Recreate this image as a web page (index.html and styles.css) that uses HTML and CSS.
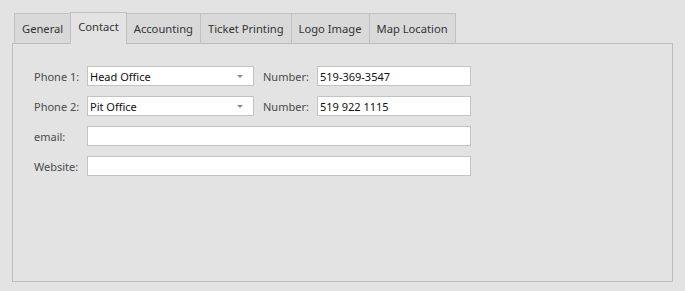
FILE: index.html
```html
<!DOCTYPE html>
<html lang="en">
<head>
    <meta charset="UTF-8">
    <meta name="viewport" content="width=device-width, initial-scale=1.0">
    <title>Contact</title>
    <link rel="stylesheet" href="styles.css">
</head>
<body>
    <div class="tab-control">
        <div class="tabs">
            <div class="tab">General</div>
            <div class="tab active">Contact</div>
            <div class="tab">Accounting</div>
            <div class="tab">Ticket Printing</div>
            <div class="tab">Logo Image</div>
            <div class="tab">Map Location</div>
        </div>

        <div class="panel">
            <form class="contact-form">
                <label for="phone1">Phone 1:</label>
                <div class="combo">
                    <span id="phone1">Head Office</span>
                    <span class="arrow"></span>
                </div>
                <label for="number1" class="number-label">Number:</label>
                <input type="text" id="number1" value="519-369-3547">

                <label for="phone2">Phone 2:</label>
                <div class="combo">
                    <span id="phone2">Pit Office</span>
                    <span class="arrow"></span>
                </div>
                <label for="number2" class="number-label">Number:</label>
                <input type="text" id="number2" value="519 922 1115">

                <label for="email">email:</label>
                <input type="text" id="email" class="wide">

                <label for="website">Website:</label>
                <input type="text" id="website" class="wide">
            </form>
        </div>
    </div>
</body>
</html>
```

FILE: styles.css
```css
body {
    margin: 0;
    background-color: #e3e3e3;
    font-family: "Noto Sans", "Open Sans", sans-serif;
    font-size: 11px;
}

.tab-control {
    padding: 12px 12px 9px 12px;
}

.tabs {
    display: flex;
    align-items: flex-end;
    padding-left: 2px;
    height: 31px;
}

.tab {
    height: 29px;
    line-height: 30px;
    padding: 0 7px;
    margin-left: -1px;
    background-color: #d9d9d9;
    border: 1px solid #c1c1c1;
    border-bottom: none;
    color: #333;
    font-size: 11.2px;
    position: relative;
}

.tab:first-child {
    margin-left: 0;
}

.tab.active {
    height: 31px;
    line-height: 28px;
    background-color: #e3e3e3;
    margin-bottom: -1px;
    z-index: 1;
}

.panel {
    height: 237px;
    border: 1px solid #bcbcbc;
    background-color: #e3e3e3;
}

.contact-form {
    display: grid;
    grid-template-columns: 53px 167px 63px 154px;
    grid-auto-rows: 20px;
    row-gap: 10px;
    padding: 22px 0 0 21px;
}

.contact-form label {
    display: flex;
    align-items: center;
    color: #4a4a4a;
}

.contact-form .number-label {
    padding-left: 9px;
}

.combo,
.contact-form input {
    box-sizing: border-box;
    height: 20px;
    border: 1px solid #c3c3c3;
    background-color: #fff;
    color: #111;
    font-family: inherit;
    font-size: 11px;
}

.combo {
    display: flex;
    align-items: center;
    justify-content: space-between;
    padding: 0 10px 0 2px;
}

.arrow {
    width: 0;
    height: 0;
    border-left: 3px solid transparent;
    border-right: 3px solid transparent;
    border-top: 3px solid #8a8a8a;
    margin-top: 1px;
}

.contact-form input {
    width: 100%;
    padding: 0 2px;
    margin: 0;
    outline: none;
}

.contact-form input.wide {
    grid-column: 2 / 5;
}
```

-- -- --

Repeat the material above verbatim. Leave the pictures behind.

Recreate this image as a web page (index.html and styles.css) that uses HTML and CSS.
FILE: index.html
```html
<!DOCTYPE html>
<html lang="en">
<head>
    <meta charset="UTF-8">
    <meta name="viewport" content="width=device-width, initial-scale=1.0">
    <title>Contact</title>
    <link rel="stylesheet" href="styles.css">
</head>
<body>
    <div class="tab-control">
        <div class="tabs">
            <div class="tab">General</div>
            <div class="tab active">Contact</div>
            <div class="tab">Accounting</div>
            <div class="tab">Ticket Printing</div>
            <div class="tab">Logo Image</div>
            <div class="tab">Map Location</div>
        </div>

        <div class="panel">
            <form class="contact-form">
                <label for="phone1">Phone 1:</label>
                <div class="combo">
                    <span id="phone1">Head Office</span>
                    <span class="arrow"></span>
                </div>
                <label for="number1" class="number-label">Number:</label>
                <input type="text" id="number1" value="519-369-3547">

                <label for="phone2">Phone 2:</label>
                <div class="combo">
                    <span id="phone2">Pit Office</span>
                    <span class="arrow"></span>
                </div>
                <label for="number2" class="number-label">Number:</label>
                <input type="text" id="number2" value="519 922 1115">

                <label for="email">email:</label>
                <input type="text" id="email" class="wide">

                <label for="website">Website:</label>
                <input type="text" id="website" class="wide">
            </form>
        </div>
    </div>
</body>
</html>
```

FILE: styles.css
```css
body {
    margin: 0;
    background-color: #e3e3e3;
    font-family: "Noto Sans", "Open Sans", sans-serif;
    font-size: 11px;
}

.tab-control {
    padding: 12px 12px 9px 12px;
}

.tabs {
    display: flex;
    align-items: flex-end;
    padding-left: 2px;
    height: 31px;
}

.tab {
    height: 29px;
    line-height: 30px;
    padding: 0 7px;
    margin-left: -1px;
    background-color: #d9d9d9;
    border: 1px solid #c1c1c1;
    border-bottom: none;
    color: #333;
    font-size: 11.2px;
    position: relative;
}

.tab:first-child {
    margin-left: 0;
}

.tab.active {
    height: 31px;
    line-height: 28px;
    background-color: #e3e3e3;
    margin-bottom: -1px;
    z-index: 1;
}

.panel {
    height: 237px;
    border: 1px solid #bcbcbc;
    background-color: #e3e3e3;
}

.contact-form {
    display: grid;
    grid-template-columns: 53px 167px 63px 154px;
    grid-auto-rows: 20px;
    row-gap: 10px;
    padding: 22px 0 0 21px;
}

.contact-form label {
    display: flex;
    align-items: center;
    color: #4a4a4a;
}

.contact-form .number-label {
    padding-left: 9px;
}

.combo,
.contact-form input {
    box-sizing: border-box;
    height: 20px;
    border: 1px solid #c3c3c3;
    background-color: #fff;
    color: #111;
    font-family: inherit;
    font-size: 11px;
}

.combo {
    display: flex;
    align-items: center;
    justify-content: space-between;
    padding: 0 10px 0 2px;
}

.arrow {
    width: 0;
    height: 0;
    border-left: 3px solid transparent;
    border-right: 3px solid transparent;
    border-top: 3px solid #8a8a8a;
    margin-top: 1px;
}

.contact-form input {
    width: 100%;
    padding: 0 2px;
    margin: 0;
    outline: none;
}

.contact-form input.wide {
    grid-column: 2 / 5;
}
```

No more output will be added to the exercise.